Problem statement: Will you repeat only the lines from the one with "Recreate this image" through the one with "import clsx from", both included, leaving every picture out?
┌─ Records shown
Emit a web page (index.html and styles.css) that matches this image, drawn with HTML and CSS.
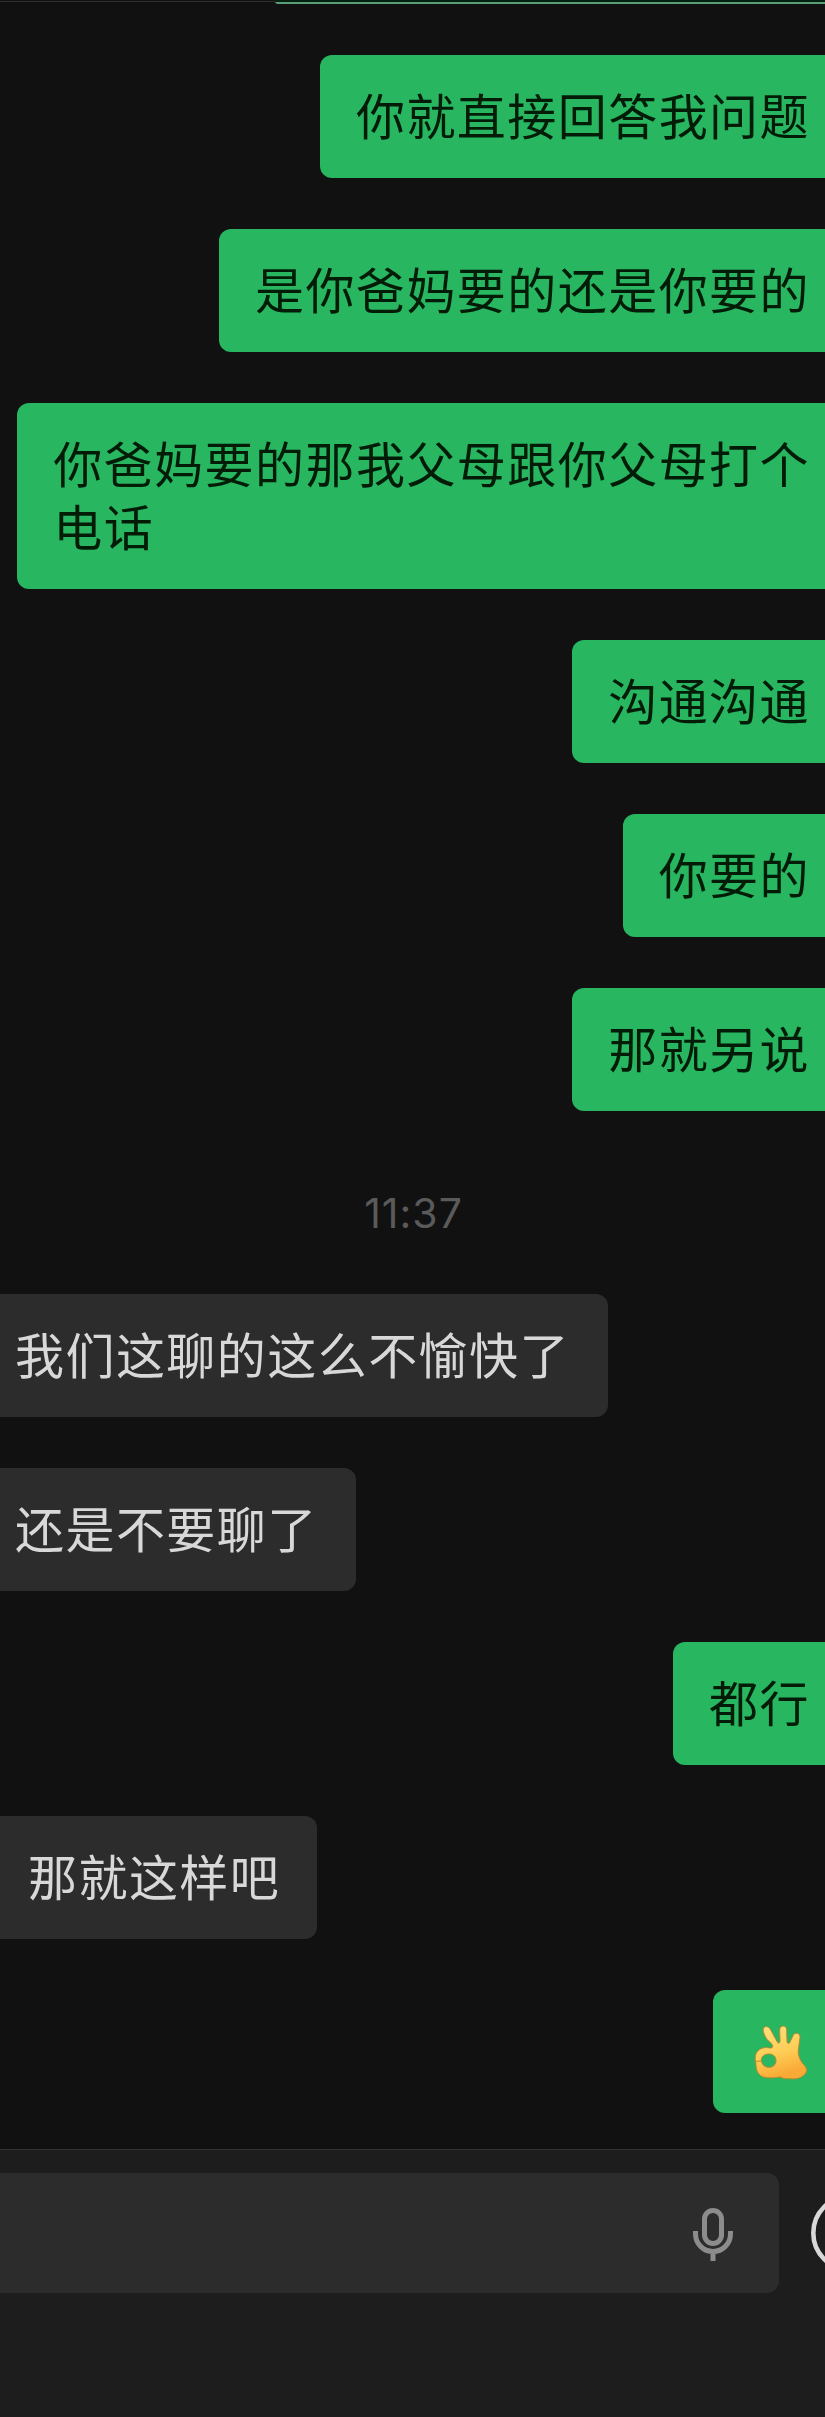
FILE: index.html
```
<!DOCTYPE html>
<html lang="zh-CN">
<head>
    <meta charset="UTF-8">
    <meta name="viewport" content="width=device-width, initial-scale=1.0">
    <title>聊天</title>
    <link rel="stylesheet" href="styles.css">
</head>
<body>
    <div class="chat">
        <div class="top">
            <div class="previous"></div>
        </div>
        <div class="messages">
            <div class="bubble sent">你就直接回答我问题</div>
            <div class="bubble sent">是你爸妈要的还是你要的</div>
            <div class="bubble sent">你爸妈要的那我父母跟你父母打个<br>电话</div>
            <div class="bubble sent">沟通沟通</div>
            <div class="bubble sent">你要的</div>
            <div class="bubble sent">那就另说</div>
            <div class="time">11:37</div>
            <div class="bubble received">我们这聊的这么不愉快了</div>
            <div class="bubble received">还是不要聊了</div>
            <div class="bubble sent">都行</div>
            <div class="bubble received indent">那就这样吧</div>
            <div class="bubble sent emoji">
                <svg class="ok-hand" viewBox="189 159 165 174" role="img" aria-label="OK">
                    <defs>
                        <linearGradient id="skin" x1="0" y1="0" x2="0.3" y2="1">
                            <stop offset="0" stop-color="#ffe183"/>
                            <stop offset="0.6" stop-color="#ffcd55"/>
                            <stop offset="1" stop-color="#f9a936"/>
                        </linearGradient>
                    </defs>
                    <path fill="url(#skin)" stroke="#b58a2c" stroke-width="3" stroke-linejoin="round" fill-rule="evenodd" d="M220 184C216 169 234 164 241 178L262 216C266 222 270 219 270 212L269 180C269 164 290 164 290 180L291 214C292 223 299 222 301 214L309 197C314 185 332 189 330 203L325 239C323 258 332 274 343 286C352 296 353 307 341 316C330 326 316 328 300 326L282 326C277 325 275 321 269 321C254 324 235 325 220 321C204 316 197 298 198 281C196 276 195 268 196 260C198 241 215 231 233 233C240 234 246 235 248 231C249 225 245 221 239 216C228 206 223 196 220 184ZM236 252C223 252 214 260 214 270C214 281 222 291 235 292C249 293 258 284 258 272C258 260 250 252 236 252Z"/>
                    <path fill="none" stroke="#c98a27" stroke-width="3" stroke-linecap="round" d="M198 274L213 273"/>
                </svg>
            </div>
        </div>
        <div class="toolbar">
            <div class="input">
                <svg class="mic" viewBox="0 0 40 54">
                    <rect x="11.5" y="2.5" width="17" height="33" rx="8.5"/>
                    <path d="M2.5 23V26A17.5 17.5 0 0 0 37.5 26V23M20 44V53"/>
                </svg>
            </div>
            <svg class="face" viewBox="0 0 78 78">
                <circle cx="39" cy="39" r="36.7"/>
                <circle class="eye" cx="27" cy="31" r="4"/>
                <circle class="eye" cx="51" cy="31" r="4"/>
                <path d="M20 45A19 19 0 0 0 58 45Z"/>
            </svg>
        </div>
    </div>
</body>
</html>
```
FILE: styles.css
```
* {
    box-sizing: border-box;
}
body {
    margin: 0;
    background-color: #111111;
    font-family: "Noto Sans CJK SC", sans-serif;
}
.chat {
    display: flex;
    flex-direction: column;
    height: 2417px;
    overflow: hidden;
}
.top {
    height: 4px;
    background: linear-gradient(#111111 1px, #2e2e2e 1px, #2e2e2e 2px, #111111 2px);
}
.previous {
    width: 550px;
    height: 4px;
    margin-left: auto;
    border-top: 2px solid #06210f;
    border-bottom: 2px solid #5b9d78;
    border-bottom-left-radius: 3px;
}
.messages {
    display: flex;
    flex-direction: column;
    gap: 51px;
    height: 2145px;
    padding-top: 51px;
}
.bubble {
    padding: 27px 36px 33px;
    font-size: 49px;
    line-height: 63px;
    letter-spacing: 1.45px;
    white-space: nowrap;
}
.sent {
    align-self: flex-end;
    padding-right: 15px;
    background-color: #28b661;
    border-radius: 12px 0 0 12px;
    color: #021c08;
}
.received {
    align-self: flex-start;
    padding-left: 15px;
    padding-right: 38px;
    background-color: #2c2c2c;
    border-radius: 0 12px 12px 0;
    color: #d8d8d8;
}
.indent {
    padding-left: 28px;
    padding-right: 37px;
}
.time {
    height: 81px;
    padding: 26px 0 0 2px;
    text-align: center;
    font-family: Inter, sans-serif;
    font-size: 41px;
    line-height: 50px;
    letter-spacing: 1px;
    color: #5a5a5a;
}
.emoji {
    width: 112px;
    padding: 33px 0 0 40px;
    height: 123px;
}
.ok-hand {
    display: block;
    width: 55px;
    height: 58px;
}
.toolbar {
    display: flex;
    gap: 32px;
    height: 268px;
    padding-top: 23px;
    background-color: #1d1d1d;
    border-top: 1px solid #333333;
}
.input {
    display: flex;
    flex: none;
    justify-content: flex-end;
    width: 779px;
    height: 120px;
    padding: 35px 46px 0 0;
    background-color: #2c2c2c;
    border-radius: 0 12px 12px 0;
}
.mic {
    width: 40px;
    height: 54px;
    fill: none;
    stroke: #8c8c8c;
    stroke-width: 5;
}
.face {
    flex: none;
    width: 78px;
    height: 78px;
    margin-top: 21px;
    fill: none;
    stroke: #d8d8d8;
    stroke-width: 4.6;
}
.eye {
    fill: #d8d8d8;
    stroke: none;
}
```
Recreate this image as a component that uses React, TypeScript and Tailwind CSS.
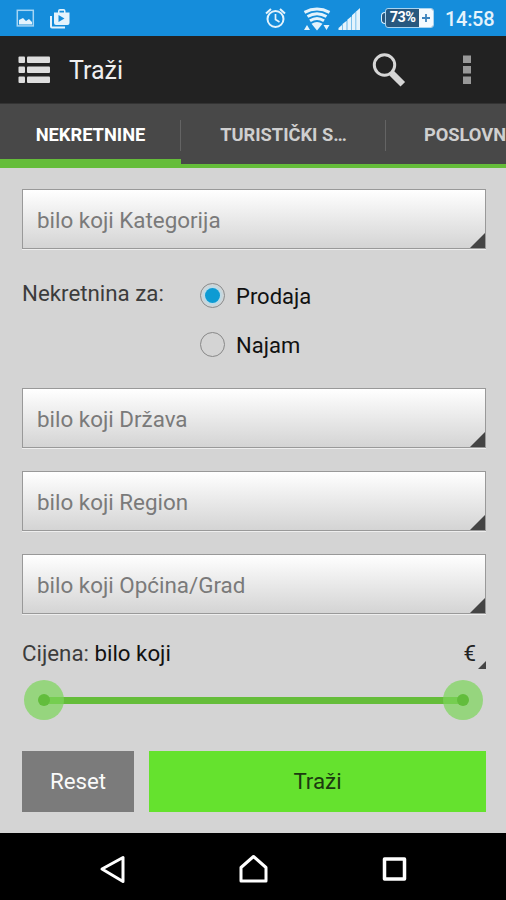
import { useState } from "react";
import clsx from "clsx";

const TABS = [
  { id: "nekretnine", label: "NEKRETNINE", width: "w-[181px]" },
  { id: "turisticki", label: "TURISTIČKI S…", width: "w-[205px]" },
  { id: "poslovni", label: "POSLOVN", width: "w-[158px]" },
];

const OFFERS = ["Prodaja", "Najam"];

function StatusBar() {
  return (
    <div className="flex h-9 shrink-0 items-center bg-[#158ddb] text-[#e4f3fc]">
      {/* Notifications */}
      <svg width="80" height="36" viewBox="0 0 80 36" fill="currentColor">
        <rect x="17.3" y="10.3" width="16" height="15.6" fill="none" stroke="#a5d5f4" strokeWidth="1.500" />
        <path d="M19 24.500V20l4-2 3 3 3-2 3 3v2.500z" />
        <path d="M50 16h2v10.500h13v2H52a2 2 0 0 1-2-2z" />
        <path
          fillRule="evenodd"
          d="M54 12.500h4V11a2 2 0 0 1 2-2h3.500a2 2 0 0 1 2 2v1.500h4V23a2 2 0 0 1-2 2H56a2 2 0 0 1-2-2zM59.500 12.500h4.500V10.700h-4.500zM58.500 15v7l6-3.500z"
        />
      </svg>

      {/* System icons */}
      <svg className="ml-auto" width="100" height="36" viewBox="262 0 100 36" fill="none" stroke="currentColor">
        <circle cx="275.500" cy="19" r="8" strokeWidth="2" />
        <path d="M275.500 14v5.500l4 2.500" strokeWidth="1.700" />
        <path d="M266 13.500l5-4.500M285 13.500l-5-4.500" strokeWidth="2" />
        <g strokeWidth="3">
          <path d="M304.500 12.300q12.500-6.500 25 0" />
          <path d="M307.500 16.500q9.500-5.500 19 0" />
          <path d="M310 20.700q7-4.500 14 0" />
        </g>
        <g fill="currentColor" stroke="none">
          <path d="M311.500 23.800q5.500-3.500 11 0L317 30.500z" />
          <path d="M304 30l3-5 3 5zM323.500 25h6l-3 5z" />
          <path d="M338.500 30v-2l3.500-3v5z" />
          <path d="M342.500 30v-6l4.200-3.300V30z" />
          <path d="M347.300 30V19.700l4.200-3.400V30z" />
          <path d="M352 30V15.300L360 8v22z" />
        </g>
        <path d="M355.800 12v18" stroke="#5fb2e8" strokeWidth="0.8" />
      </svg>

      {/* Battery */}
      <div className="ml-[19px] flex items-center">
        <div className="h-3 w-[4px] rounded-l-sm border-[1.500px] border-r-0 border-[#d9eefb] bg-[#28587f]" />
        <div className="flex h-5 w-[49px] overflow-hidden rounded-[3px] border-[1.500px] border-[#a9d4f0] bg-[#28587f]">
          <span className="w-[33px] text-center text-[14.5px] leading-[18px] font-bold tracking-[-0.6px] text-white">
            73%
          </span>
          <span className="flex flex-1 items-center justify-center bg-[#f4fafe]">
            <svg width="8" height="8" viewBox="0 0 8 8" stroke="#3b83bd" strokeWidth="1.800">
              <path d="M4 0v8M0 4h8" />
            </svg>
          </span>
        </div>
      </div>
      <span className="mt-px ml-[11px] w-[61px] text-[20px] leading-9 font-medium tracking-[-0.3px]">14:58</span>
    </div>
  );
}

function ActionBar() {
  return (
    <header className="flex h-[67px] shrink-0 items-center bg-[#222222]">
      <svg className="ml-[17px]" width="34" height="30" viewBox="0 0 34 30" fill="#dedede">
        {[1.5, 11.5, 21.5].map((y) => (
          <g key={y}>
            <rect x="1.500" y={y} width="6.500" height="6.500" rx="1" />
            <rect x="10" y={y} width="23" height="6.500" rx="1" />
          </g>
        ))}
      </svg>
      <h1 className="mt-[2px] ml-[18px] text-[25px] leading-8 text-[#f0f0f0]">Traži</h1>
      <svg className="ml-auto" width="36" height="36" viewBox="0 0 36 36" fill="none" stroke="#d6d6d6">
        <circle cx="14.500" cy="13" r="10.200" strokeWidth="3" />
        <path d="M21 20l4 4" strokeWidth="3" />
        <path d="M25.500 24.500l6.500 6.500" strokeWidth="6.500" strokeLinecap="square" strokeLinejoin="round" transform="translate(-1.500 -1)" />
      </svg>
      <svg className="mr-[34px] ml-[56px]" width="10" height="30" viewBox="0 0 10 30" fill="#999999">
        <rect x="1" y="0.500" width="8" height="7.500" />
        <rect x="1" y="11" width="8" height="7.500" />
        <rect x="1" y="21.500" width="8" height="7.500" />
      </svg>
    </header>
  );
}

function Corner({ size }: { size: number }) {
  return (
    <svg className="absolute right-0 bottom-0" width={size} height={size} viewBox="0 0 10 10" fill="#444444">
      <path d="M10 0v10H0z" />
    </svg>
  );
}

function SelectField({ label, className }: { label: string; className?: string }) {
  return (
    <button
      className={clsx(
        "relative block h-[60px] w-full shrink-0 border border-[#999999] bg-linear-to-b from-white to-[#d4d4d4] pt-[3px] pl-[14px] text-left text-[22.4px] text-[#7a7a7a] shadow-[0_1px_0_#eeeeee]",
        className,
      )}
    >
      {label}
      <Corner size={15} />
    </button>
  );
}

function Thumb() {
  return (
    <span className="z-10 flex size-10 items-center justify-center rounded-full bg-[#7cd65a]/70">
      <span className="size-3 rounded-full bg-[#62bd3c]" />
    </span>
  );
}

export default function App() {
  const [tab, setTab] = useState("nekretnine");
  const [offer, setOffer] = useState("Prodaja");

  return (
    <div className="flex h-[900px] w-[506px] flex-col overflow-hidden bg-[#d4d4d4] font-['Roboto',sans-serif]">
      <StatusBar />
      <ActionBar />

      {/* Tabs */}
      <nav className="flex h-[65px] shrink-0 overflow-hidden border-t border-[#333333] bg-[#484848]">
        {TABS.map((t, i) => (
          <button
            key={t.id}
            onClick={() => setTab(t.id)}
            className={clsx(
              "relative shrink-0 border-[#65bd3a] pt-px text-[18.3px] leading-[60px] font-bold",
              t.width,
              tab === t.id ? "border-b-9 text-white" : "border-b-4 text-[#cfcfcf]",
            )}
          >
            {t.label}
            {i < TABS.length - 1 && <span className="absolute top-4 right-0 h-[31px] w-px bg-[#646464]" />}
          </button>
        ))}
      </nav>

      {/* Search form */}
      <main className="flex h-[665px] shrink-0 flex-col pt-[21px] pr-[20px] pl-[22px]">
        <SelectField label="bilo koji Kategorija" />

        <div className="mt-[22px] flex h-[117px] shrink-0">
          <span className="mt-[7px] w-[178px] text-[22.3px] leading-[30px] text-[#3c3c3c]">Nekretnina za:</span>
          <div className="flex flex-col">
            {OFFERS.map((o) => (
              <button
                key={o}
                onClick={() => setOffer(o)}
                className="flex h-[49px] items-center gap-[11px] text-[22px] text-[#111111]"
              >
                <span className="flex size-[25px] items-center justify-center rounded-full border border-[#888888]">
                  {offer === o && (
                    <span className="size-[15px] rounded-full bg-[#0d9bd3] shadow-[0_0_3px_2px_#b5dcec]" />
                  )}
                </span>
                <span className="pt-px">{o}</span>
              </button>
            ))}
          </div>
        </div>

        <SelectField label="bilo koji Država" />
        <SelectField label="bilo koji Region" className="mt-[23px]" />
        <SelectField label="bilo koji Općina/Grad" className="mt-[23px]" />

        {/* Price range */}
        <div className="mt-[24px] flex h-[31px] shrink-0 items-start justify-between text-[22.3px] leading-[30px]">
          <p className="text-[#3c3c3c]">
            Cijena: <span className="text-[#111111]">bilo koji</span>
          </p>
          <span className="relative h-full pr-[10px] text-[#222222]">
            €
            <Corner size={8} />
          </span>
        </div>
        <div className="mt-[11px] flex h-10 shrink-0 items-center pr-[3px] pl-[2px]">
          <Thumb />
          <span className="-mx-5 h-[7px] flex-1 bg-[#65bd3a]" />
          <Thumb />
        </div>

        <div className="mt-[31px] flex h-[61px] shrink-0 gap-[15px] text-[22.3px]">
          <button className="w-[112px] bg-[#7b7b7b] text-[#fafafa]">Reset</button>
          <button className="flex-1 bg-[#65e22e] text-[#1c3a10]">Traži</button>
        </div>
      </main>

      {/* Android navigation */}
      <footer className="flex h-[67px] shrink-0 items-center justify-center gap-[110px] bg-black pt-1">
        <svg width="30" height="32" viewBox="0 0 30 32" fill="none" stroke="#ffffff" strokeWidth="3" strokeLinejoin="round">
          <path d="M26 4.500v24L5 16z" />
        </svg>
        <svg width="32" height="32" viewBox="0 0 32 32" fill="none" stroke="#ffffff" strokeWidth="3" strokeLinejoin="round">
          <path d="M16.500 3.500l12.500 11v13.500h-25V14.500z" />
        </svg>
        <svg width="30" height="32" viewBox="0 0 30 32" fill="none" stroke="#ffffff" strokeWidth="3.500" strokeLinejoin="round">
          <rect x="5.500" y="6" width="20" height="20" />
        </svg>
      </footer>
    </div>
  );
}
└─
Response to this exercise:
Recreate this image as a component that uses React, TypeScript and Tailwind CSS.
import { useState } from "react";
import clsx from "clsx";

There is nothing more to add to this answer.